Stephen Ray Vaughan was an American musician, singer, songwriter, and record producer, and one of the most influential guitarists in the revival of blues in the 1980s.

Vaughan was born and raised in Dallas, Texas. He began playing guitar at the age of seven, inspired by his older brother Jimmie. He dropped out of high school in 1971 and moved to Austin the following year. He played gigs with numerous bands, earning a spot in Marc Benno's band the Nightcrawlers and later with Denny Freeman in the Cobras, with whom he continued to work through late 1977. He then formed his own group Triple Threat Revue, but he renamed them Double Trouble after hiring drummer Chris Layton and bassist Tommy Shannon. He gained fame after his performance at the Montreux Jazz Festival in 1982, and his debut studio album Texas Flood charted at number 38 in 1983, a commercially successful release that sold over half a million copies. He headlined concert tours with Jeff Beck in 1989 and Joe Cocker in 1990, but he died in a helicopter crash on August 27, 1990 at the age of 35. It was 36 days before his 36th birthday.

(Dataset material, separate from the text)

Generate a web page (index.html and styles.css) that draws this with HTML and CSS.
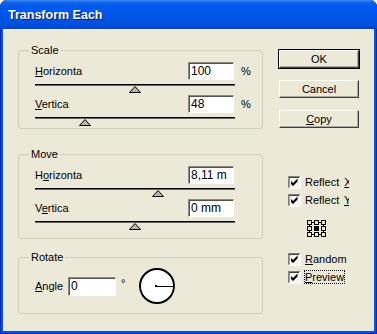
FILE: index.html
```html
<!DOCTYPE html>
<html>
<head>
	<title>Transform Each</title>
	<meta charset="utf-8">
	<link rel="stylesheet" href="styles.css">
</head>
<body>
<div class="window">
	<div class="titlebar">Transform Each</div>
	<div class="client">
		<div class="groups">
			<div class="group scale">
				<div class="group-title">Scale</div>
				<div class="row">
					<span class="label"><u>H</u>orizonta</span>
					<input class="field" type="text" value="100">
					<span class="unit">%</span>
				</div>
				<div class="slider">
					<svg class="thumb" style="left: 94px;" width="12" height="7" viewBox="0 0 12 7"><polygon points="6,0.5 11.5,6.5 0.5,6.5" fill="#b8b5a8" stroke="#000"/></svg>
				</div>
				<div class="row">
					<span class="label"><u>V</u>ertica</span>
					<input class="field" type="text" value="48">
					<span class="unit">%</span>
				</div>
				<div class="slider">
					<svg class="thumb" style="left: 44px;" width="12" height="7" viewBox="0 0 12 7"><polygon points="6,0.5 11.5,6.5 0.5,6.5" fill="#b8b5a8" stroke="#000"/></svg>
				</div>
			</div>

			<div class="group move">
				<div class="group-title">Move</div>
				<div class="row">
					<span class="label">H<u>o</u>rizonta</span>
					<input class="field" type="text" value="8,11 m">
				</div>
				<div class="slider">
					<svg class="thumb" style="left: 117px;" width="12" height="7" viewBox="0 0 12 7"><polygon points="6,0.5 11.5,6.5 0.5,6.5" fill="#b8b5a8" stroke="#000"/></svg>
				</div>
				<div class="row">
					<span class="label">V<u>e</u>rtica</span>
					<input class="field" type="text" value="0 mm">
				</div>
				<div class="slider">
					<svg class="thumb" style="left: 94px;" width="12" height="7" viewBox="0 0 12 7"><polygon points="6,0.5 11.5,6.5 0.5,6.5" fill="#b8b5a8" stroke="#000"/></svg>
				</div>
			</div>

			<div class="group rotate">
				<div class="group-title">Rotate</div>
				<div class="angle-row">
					<span class="angle-label"><u>A</u>ngle</span>
					<input class="field angle" type="text" value="0">
					<span class="degree">°</span>
					<svg class="dial" width="38" height="38" viewBox="0 0 38 38">
						<circle cx="19" cy="19" r="17" fill="#fff" stroke="#000" stroke-width="2"/>
						<line x1="18" y1="19.5" x2="36" y2="19.5" stroke="#000" stroke-width="1"/>
						<rect x="17" y="18" width="2" height="2" fill="#000"/>
					</svg>
				</div>
			</div>
		</div>

		<div class="side">
			<button class="btn default">OK</button>
			<button class="btn">Cancel</button>
			<button class="btn"><u>C</u>opy</button>

			<div class="checks">
				<label class="check">
					<svg width="13" height="13" viewBox="0 0 13 13"><rect x="0" y="0" width="13" height="13" fill="#fff"/><path d="M0 12.5V0.5H12" fill="none" stroke="#808080"/><path d="M1 11.5V1.5H11" fill="none" stroke="#404040"/><path d="M1 12.5H12.5V1" fill="none" stroke="#fff"/><rect x="2" y="2" width="10" height="10" fill="#f6f5f0"/><polygon points="3,5 5,7 9.5,2.5 9.5,5.5 5,10 3,8" fill="#000"/></svg>
					<span class="clip">Reflect <u>X</u></span>
				</label>
				<label class="check">
					<svg width="13" height="13" viewBox="0 0 13 13"><rect x="0" y="0" width="13" height="13" fill="#fff"/><path d="M0 12.5V0.5H12" fill="none" stroke="#808080"/><path d="M1 11.5V1.5H11" fill="none" stroke="#404040"/><path d="M1 12.5H12.5V1" fill="none" stroke="#fff"/><rect x="2" y="2" width="10" height="10" fill="#f6f5f0"/><polygon points="3,5 5,7 9.5,2.5 9.5,5.5 5,10 3,8" fill="#000"/></svg>
					<span class="clip">Reflect <u>Y</u></span>
				</label>

				<svg class="refpoint" width="19" height="17" viewBox="0 0 19 17">
					<g fill="none" stroke="#000">
						<line x1="5" y1="2.5" x2="7" y2="2.5"/>
						<line x1="12" y1="2.5" x2="14" y2="2.5"/>
						<line x1="5" y1="14.5" x2="7" y2="14.5"/>
						<line x1="12" y1="14.5" x2="14" y2="14.5"/>
						<line x1="2.5" y1="5" x2="2.5" y2="6"/>
						<line x1="2.5" y1="11" x2="2.5" y2="12"/>
						<line x1="16.5" y1="5" x2="16.5" y2="6"/>
						<line x1="16.5" y1="11" x2="16.5" y2="12"/>
						<rect x="0.5" y="0.5" width="4" height="4"/>
						<rect x="7.5" y="0.5" width="4" height="4"/>
						<rect x="14.5" y="0.5" width="4" height="4"/>
						<rect x="0.5" y="6.5" width="4" height="4"/>
						<rect x="14.5" y="6.5" width="4" height="4"/>
						<rect x="0.5" y="12.5" width="4" height="4"/>
						<rect x="7.5" y="12.5" width="4" height="4"/>
						<rect x="14.5" y="12.5" width="4" height="4"/>
					</g>
					<rect x="7" y="6" width="5" height="5" fill="#000"/>
				</svg>

				<label class="check">
					<svg width="13" height="13" viewBox="0 0 13 13"><rect x="0" y="0" width="13" height="13" fill="#fff"/><path d="M0 12.5V0.5H12" fill="none" stroke="#808080"/><path d="M1 11.5V1.5H11" fill="none" stroke="#404040"/><path d="M1 12.5H12.5V1" fill="none" stroke="#fff"/><rect x="2" y="2" width="10" height="10" fill="#f6f5f0"/><polygon points="3,5 5,7 9.5,2.5 9.5,5.5 5,10 3,8" fill="#000"/></svg>
					<span><u>R</u>andom</span>
				</label>
				<label class="check">
					<svg width="13" height="13" viewBox="0 0 13 13"><rect x="0" y="0" width="13" height="13" fill="#fff"/><path d="M0 12.5V0.5H12" fill="none" stroke="#808080"/><path d="M1 11.5V1.5H11" fill="none" stroke="#404040"/><path d="M1 12.5H12.5V1" fill="none" stroke="#fff"/><rect x="2" y="2" width="10" height="10" fill="#f6f5f0"/><polygon points="3,5 5,7 9.5,2.5 9.5,5.5 5,10 3,8" fill="#000"/></svg>
					<span class="focus"><u>P</u>review</span>
				</label>
			</div>
		</div>
	</div>
</div>
</body>
</html>
```

FILE: styles.css
```css
*{
	margin: 0px;
	padding: 0px;
	box-sizing: border-box;
}
body{
	background-color: #fff;
	font-family: "Liberation Sans", Arial, sans-serif;
	font-size: 11px;
	color: #000;
}
.window{
	width: 377px;
	height: 334px;
	display: flex;
	flex-direction: column;
	border-radius: 7px 7px 0 0;
	background: linear-gradient(#0a4fd8, #0652e6 40px, #0553e6);
	box-shadow: inset 1px 0 0 #0029b8, inset -1px 0 0 #0029b8, inset 0 -1px 0 #0029b8;
	overflow: hidden;
}
.titlebar{
	height: 29px;
	display: flex;
	align-items: center;
	padding-left: 8px;
	padding-top: 1px;
	background: linear-gradient(#3f8cf3 0px, #0a5de8 3px, #0058ee 8px, #0055e5 18px, #0050dd 25px, #0044cc 29px);
	border-radius: 7px 7px 0 0;
	color: #fff;
	font-size: 12.5px;
	font-weight: bold;
	text-shadow: 1px 1px 0 #0a1880;
}
.client{
	flex: 1;
	margin: 0 3px 3px 3px;
	background-color: #ece9d8;
	display: flex;
}
.groups{
	padding: 21px 0 0 15px;
	width: 260px;
}
.group{
	border: 1px solid #d0d0bf;
	border-radius: 3px;
	padding: 0 0 0 16px;
}
.group-title{
	display: table;
	margin: -7px 0 0 -6px;
	padding: 0 2px;
	height: 13px;
	line-height: 13px;
	background-color: #ece9d8;
}
.move{
	margin-top: 25px;
	padding-bottom: 6px;
}
.rotate{
	margin-top: 18px;
	padding-bottom: 8px;
}
.row{
	display: flex;
	align-items: center;
	height: 18px;
	margin-top: 5px;
}
.slider + .row{
	margin-top: 0px;
}
.label{
	width: 153px;
	flex-shrink: 0;
}
.field{
	width: 46px;
	height: 18px;
	flex-shrink: 0;
	border: 1px solid;
	border-color: #8f8c7e #fff #fff #8f8c7e;
	box-shadow: inset 1px 1px 0 #55534a;
	background-color: #fff;
	font-family: "Liberation Sans", Arial, sans-serif;
	font-size: 12px;
	padding: 0 2px;
	outline: none;
}
.unit{
	margin-left: 7px;
}
.slider{
	position: relative;
	width: 200px;
	height: 15px;
}
.slider:before{
	content: "";
	position: absolute;
	left: 0px;
	right: 0px;
	top: 4px;
	height: 2px;
	background: linear-gradient(#000 1px, #6b695f 1px);
}
.thumb{
	position: absolute;
	top: 6px;
}
.angle-row{
	display: flex;
	align-items: center;
	height: 38px;
	margin-top: 3px;
}
.angle-label{
	width: 33px;
}
.angle{
	width: 48px;
	height: 19px;
}
.degree{
	margin-left: 5px;
	margin-top: -6px;
}
.dial{
	margin-left: 13px;
}
.side{
	padding: 21px 0 0 16px;
}
.btn{
	display: block;
	width: 80px;
	height: 18px;
	margin-bottom: 12px;
	background-color: #ece9d8;
	border: 1px solid;
	border-color: #fff #404040 #404040 #fff;
	box-shadow: inset -1px -1px 0 #aca899;
	font-family: "Liberation Sans", Arial, sans-serif;
	font-size: 11px;
	color: #000;
}
.btn.default{
	outline: 1px solid #000;
	outline-offset: 0px;
}
.checks{
	padding: 33px 0 0 9px;
}
.check{
	display: flex;
	align-items: center;
	height: 18px;
	gap: 4px;
}
.clip{
	display: block;
	width: 44px;
	overflow: hidden;
	white-space: nowrap;
	word-spacing: 2px;
}
.refpoint{
	display: block;
	margin: 11px 0 13px 19px;
}
.focus{
	outline: 1px dotted #000;
	outline-offset: 0px;
}
```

Vaughan received several music awards during his lifetime and posthumously. In 1983, readers of Guitar Player voted him Best New Talent and Best Electric Blues Guitar Player. In 1984, the Blues Foundation named him Entertainer of the Year and Blues Instrumentalist of the Year, and in 1987, Performance Magazine honored him with Rhythm and Blues Act of the Year. He won six Grammy Awards and ten Austin Music Awards and was inducted posthumously into the Blues Hall of Fame in 2000 and the Musicians Hall of Fame in 2014. Rolling Stone ranked him as the 12th greatest guitarist of all time. In 2015, Vaughan and Double Trouble were inducted into the Rock and Roll Hall of Fame.

23 January 1990

Larkin Allen Collins Jr.

guitarist (Lynyrd Skynyrd) 
 
19.07.1952 - 23.01.1990

Larkin Allen Collins Jr. was one of the founding members and guitarists of Southern rock band Lynyrd Skynyrd. He was born in Jacksonville, Florida. Collins started playing guitar at 12 years of age, with a few lessons from his stepmother, Leila Collins, a country-and-western guitarist, teaching him a few notes, and receiving his first guitar and amplifier from his father after a falling-out between the two.

Allen Collins joined Skynyrd in Jacksonville, Florida, just two weeks after its formation by Ronnie Van Zant and Gary Rossington, along with Bob Burns and Larry Junstrom. Collins and lead singer Ronnie Van Zant co-wrote many of the biggest Skynyrd hits, including "Free Bird", "Gimme Three Steps", and "That Smell". The band received national success beginning in 1973 while opening for The Who on their Quadrophenia tour.

During the early 1980s, Collins continued to perform on stage in The Rossington-Collins Band. The Rossington-Collins Band disbanded in 1982. Collins continued to pursue music, starting the Allen Collins Band, which released one album, Here, There & Back in 1983. The six members were Skynyrd keyboardist Billy Powell and bassist Leon Wilkeson, along with lead singer Jimmy Dougherty, drummer Derek Hess, and guitarists Barry Lee Harwood and Randall Hall.